L'utilizzo clinico della mindfulness nasce negli Stati Uniti alla fine degli anni 70, quando un ricercatore di biologia, Jon Kabat Zinn, che aveva una profonda conoscenza personale della meditazione vipassana theravada, iniziò a studiare un protocollo con gli esercizi di base della meditazione di consapevolezza su ampi campioni di pazienti in trattamento o in riabilitazione.  L'eminente pioniere dell’applicazione terapeutica della mindfulness, la definisce come “la consapevolezza che emerge prestando intenzionalmente attenzione, nel momento presente e in modo non giudicante, al dispiegarsi dell’esperienza, momento per momento” (Kabat-Zinn 2003).

 

Sono scientificamente dimostrati i risultati dell’efficacia clinica della mindfulness sia nei confronti di patologie psichiatriche (depressione, disturbi d’ansia, disturbi alimentari, abuso di sostanze, disturbo borderline, etc.), che di disturbi di tipo medico (oncologia, psoriasi, dolore cronico).

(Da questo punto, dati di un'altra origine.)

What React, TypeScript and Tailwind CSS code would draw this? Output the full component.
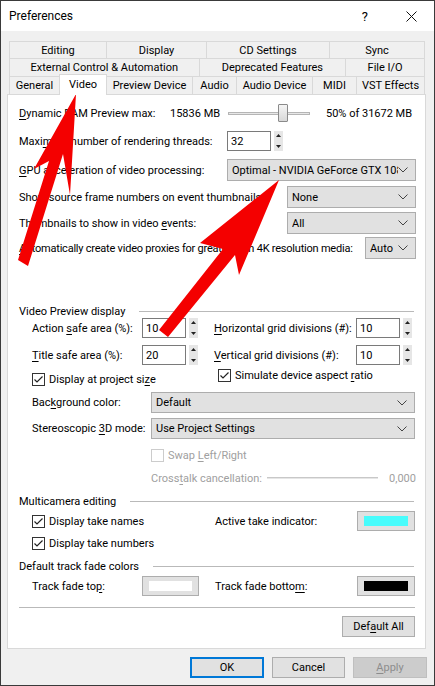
import React from "react";

function U({ t }: { t: string }) {
  const i = t.indexOf("&");
  if (i < 0) return <>{t}</>;
  return (
    <>
      {t.slice(0, i)}
      <span className="underline underline-offset-[2px] decoration-[1px]">{t[i + 1]}</span>
      {t.slice(i + 2)}
    </>
  );
}

function Chevron() {
  return (
    <svg width="10" height="6" viewBox="0 0 10 6" className="shrink-0">
      <polyline points="0.5,0.5 5,5 9.5,0.5" fill="none" stroke="#444" strokeWidth="1" />
    </svg>
  );
}

function Dropdown({ text, w, h = 22 }: { text: string; w: number; h?: number }) {
  return (
    <div
      className="flex items-center bg-[#e1e1e1] border border-[#adadad] pl-[4px] pr-[7px] overflow-hidden shrink-0"
      style={{ width: w, height: h }}
    >
      <span className="flex-1 whitespace-nowrap overflow-hidden">{text}</span>
      <Chevron />
    </div>
  );
}

function Spin({ v }: { v: string }) {
  return (
    <div className="flex items-stretch h-[20px] shrink-0">
      <div className="w-[44px] border border-[#7a7a7a] bg-white flex items-center pl-[3px]">{v}</div>
      <div className="w-[9px] ml-[3px] bg-[#e6e6e6] flex flex-col items-center justify-between py-[3px]">
        <svg width="5" height="3" viewBox="0 0 5 3"><polygon points="0,3 2.5,0 5,3" fill="#222" /></svg>
        <svg width="5" height="3" viewBox="0 0 5 3"><polygon points="0,0 2.5,3 5,0" fill="#222" /></svg>
      </div>
    </div>
  );
}

function Check({ on = true, disabled = false }: { on?: boolean; disabled?: boolean }) {
  return (
    <div
      className={
        "w-[13px] h-[13px] border bg-white flex items-center justify-center shrink-0 " +
        (disabled ? "border-[#cccccc]" : "border-[#333333]")
      }
    >
      {on && (
        <svg width="11" height="11" viewBox="0 0 11 11">
          <polyline points="1.5,5.5 4,8 9.5,2.5" fill="none" stroke="#222" strokeWidth="1.2" />
        </svg>
      )}
    </div>
  );
}

function ColorBtn({ color, w }: { color: string; w: number }) {
  return (
    <div
      className="h-[20px] bg-[#e1e1e1] border border-[#adadad] flex items-center justify-center shrink-0"
      style={{ width: w }}
    >
      <div className="h-[10px]" style={{ width: w - 14, background: color }} />
    </div>
  );
}

function Group({ label }: { label: string }) {
  return (
    <div className="flex items-center h-[14px] pr-[11px]">
      <span className="whitespace-nowrap">{label}</span>
      <div className="flex-1 h-px bg-[#b9b9b9] ml-[14px]" />
    </div>
  );
}

function Tab({ label, w, sel = false }: { label: string; w: number; sel?: boolean }) {
  return (
    <div
      className={
        "flex items-center justify-center border-t border-l border-r border-[#d9d9d9] -ml-px first:ml-0 whitespace-nowrap " +
        (sel ? "bg-white h-[21px] relative z-10 mb-[-1px] pb-[2px]" : "bg-[#f0f0f0] h-full")
      }
      style={{ width: w }}
    >
      {label}
    </div>
  );
}

function Btn({ label, w, kind = "normal" }: { label: React.ReactNode; w: number; kind?: "normal" | "default" | "disabled" }) {
  const cls =
    kind === "default"
      ? "border-2 border-[#0078d7] bg-[#e1e1e1]"
      : kind === "disabled"
      ? "border border-[#bfbfbf] bg-[#cccccc] text-[#8c8c8c]"
      : "border border-[#adadad] bg-[#e1e1e1]";
  return (
    <div className={"h-[21px] flex items-center justify-center shrink-0 " + cls} style={{ width: w }}>
      {label}
    </div>
  );
}

export default function App() {
  return (
    <div className="w-[435px] h-[686px] bg-[#f0f0f0] border border-[#3a3a3a] flex flex-col relative overflow-hidden text-[11px] leading-none text-black font-['Roboto','Noto_Sans',sans-serif]">
      {/* Title bar */}
      <div className="h-[30px] bg-white flex items-center pl-[8px] shrink-0">
        <span className="text-[12px]">Preferences</span>
        <span className="ml-auto mr-[38px] text-[13px]">?</span>
        <svg width="11" height="11" viewBox="0 0 11 11" className="mr-[17px]">
          <line x1="0.5" y1="0.5" x2="10.5" y2="10.5" stroke="#111" strokeWidth="1" />
          <line x1="10.5" y1="0.5" x2="0.5" y2="10.5" stroke="#111" strokeWidth="1" />
        </svg>
      </div>

      {/* Tabs */}
      <div className="mt-[10px] ml-[8px] w-[416px] flex flex-col shrink-0">
        <div className="flex h-[17px]">
          <Tab label="Editing" w={98} />
          <Tab label="Display" w={101} />
          <Tab label="CD Settings" w={124} />
          <Tab label="Sync" w={96} />
        </div>
        <div className="flex h-[18px]">
          <Tab label="External Control & Automation" w={191} />
          <Tab label="Deprecated Features" w={148} />
          <Tab label="File I/O" w={80} />
        </div>
        <div className="flex h-[18px] items-end">
          <Tab label="General" w={51} />
          <Tab label="Video" w={48} sel />
          <Tab label="Preview Device" w={87} />
          <Tab label="Audio" w={45} />
          <Tab label="Audio Device" w={77} />
          <Tab label="MIDI" w={45} />
          <Tab label="VST Effects" w={69} />
        </div>
      </div>

      {/* Panel */}
      <div className="ml-[6px] w-[419px] h-[555px] border border-[#d9d9d9] bg-white flex flex-col pl-[11px] shrink-0">
        {/* RAM */}
        <div className="mt-[7px] h-[22px] flex items-center">
          <span className="w-[151px] whitespace-nowrap"><U t="&Dynamic RAM Preview max:" /></span>
          <span className="w-[58px] whitespace-nowrap">15836 MB</span>
          <div className="relative w-[82px] h-[22px] flex items-center shrink-0">
            <div className="w-full h-[3px] bg-[#e7e7e7] border border-[#b5b5b5]" />
            <div className="absolute left-[50px] top-[2px] w-[10px] h-[18px] bg-gradient-to-b from-[#f5f5f5] to-[#d8d8d8] border border-[#8a8a8a] rounded-[1px]" />
          </div>
          <span className="ml-[16px] whitespace-nowrap">50% of 31672 MB</span>
        </div>
        {/* Threads */}
        <div className="mt-[6px] h-[22px] flex items-center">
          <span className="w-[208px] whitespace-nowrap"><U t="Maxi&mum number of rendering threads:" /></span>
          <Spin v="32" />
        </div>
        {/* GPU */}
        <div className="mt-[7px] h-[22px] flex items-center">
          <span className="w-[208px] whitespace-nowrap"><U t="&GPU acceleration of video processing:" /></span>
          <Dropdown text="Optimal - NVIDIA GeForce GTX 1080" w={189} />
        </div>
        {/* Show source */}
        <div className="mt-[5px] h-[22px] flex items-center">
          <span className="w-[268px] whitespace-nowrap overflow-hidden"><U t="Show source frame &numbers on event thumbnails:" /></span>
          <Dropdown text="None" w={129} />
        </div>
        {/* Thumbnails */}
        <div className="mt-[4px] h-[22px] flex items-center">
          <span className="w-[268px] whitespace-nowrap"><U t="Thumbnails to show in video &events:" /></span>
          <Dropdown text="All" w={129} />
        </div>
        {/* Auto proxies */}
        <div className="mt-[3px] h-[22px] flex items-center">
          <span className="w-[346px] whitespace-nowrap tracking-[-0.22px]"><U t="&Automatically create video proxies for greater than 4K resolution media:" /></span>
          <Dropdown text="Auto" w={51} />
        </div>

        {/* Video Preview display */}
        <div className="mt-[45px]">
          <Group label="Video Preview display" />
        </div>
        <div className="h-[20px] flex items-center pl-[13px]">
          <span className="w-[110px] whitespace-nowrap"><U t="Action &safe area (%):" /></span>
          <Spin v="10" />
          <span className="ml-[16px] w-[142px] whitespace-nowrap"><U t="&Horizontal grid divisions (#):" /></span>
          <Spin v="10" />
        </div>
        <div className="mt-[7px] h-[20px] flex items-center pl-[13px]">
          <span className="w-[110px] whitespace-nowrap"><U t="&Title safe area (%):" /></span>
          <Spin v="20" />
          <span className="ml-[16px] w-[142px] whitespace-nowrap"><U t="&Vertical grid divisions (#):" /></span>
          <Spin v="10" />
        </div>
        <div className="mt-[3px] h-[19px] flex pl-[13px]">
          <div className="w-[186px] flex items-center gap-[4px] mt-[5px] h-[13px]">
            <Check />
            <span className="whitespace-nowrap"><U t="Display at project si&ze" /></span>
          </div>
          <div className="flex items-center gap-[4px] mt-[1px] h-[13px]">
            <Check />
            <span className="whitespace-nowrap"><U t="Simulate device aspect &ratio" /></span>
          </div>
        </div>
        <div className="mt-[5px] h-[21px] flex items-center pl-[13px]">
          <span className="w-[119px] whitespace-nowrap"><U t="Bac&kground color:" /></span>
          <Dropdown text="Default" w={264} h={21} />
        </div>
        <div className="mt-[5px] h-[21px] flex items-center pl-[13px]">
          <span className="w-[119px] whitespace-nowrap"><U t="Stereoscopic &3D mode:" /></span>
          <Dropdown text="Use Project Settings" w={264} h={21} />
        </div>
        <div className="mt-[7px] h-[18px] flex items-center pl-[132px] gap-[4px] text-[#a0a0a0]">
          <Check on={false} disabled />
          <span className="whitespace-nowrap"><U t="Swap &Left/Right" /></span>
        </div>
        <div className="mt-[6px] h-[16px] flex items-center pl-[132px] pr-[9px] text-[#a0a0a0]">
          <span className="w-[116px] whitespace-nowrap"><U t="Cross&talk cancellation:" /></span>
          <div className="w-[111px] h-[2px] bg-[#e6e6e6] border-t border-[#c8c8c8]" />
          <span className="ml-auto">0,000</span>
        </div>

        {/* Multicamera */}
        <div className="mt-[8px]">
          <Group label="Multicamera editing" />
        </div>
        <div className="mt-[3px] h-[20px] flex items-center pl-[13px]">
          <div className="w-[183px] flex items-center gap-[4px]">
            <Check />
            <span className="whitespace-nowrap">Display take names</span>
          </div>
          <span className="w-[142px] whitespace-nowrap">Active take indicator:</span>
          <ColorBtn color="#48fcfc" w={58} />
        </div>
        <div className="mt-[4px] h-[16px] flex items-center pl-[13px] gap-[4px]">
          <Check />
          <span className="whitespace-nowrap">Display take numbers</span>
        </div>

        {/* Track fade */}
        <div className="mt-[8px]">
          <Group label="Default track fade colors" />
        </div>
        <div className="mt-[3px] h-[20px] flex items-center pl-[13px]">
          <span className="w-[110px] whitespace-nowrap"><U t="Track fade to&p:" /></span>
          <ColorBtn color="#ffffff" w={57} />
          <span className="ml-[16px] w-[142px] whitespace-nowrap"><U t="Track fade botto&m:" /></span>
          <ColorBtn color="#000000" w={58} />
        </div>
        <div className="mt-[11px] mr-[10px] h-px bg-[#b9b9b9]" />
        <div className="mt-[8px] mr-[10px] flex justify-end">
          <Btn label={<U t="Def&ault All" />} w={73} />
        </div>
      </div>

      {/* Bottom buttons */}
      <div className="mt-[8px] flex justify-end gap-[8px] pr-[7px]">
        <Btn label="OK" w={74} kind="default" />
        <Btn label="Cancel" w={73} />
        <Btn label={<U t="&Apply" />} w={74} kind="disabled" />
      </div>

      {/* Red arrows overlay */}
      <svg className="absolute left-0 top-0 pointer-events-none" width="435" height="686" viewBox="0 0 435 686">
        <polygon
          points="75,93 69,194 62,153 27,265 17,259 48,160 33,168"
          fill="#f40000"
        />
        <polygon
          points="278,179 238,274 234,254 167,336 158,329 222,248 199,242"
          fill="#f40000"
        />
      </svg>
    </div>
  );
}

Negli Stati Uniti e in Francia il protocollo è parte integrante dei servizi riabilitativi di molti reparti ospedalieri. In America è presente in oltre 250 presidi ospedalieri ed è insegnato in molte università agli studenti di medicina.

 

Disinnescare il "pilota automatico": la pratica della mindfulness permette una capacità progressiva di maggiore presenza al qui ed ora, ci apre ad esperienze inaspettate, alla ricchezza del momento presente, alla pienezza del vivere. Ci aiuta ad affrontare anche il disagio, la sofferenza e il dolore. E' qui si gioca uno degli aspetti più interessanti di questo approccio che ci chiede e ci insegna a non respingere e a non negare questa dimensione ma a farne motivo di crescita e persino di creatività, attraverso un percorso di “accettazione/accoglienza”.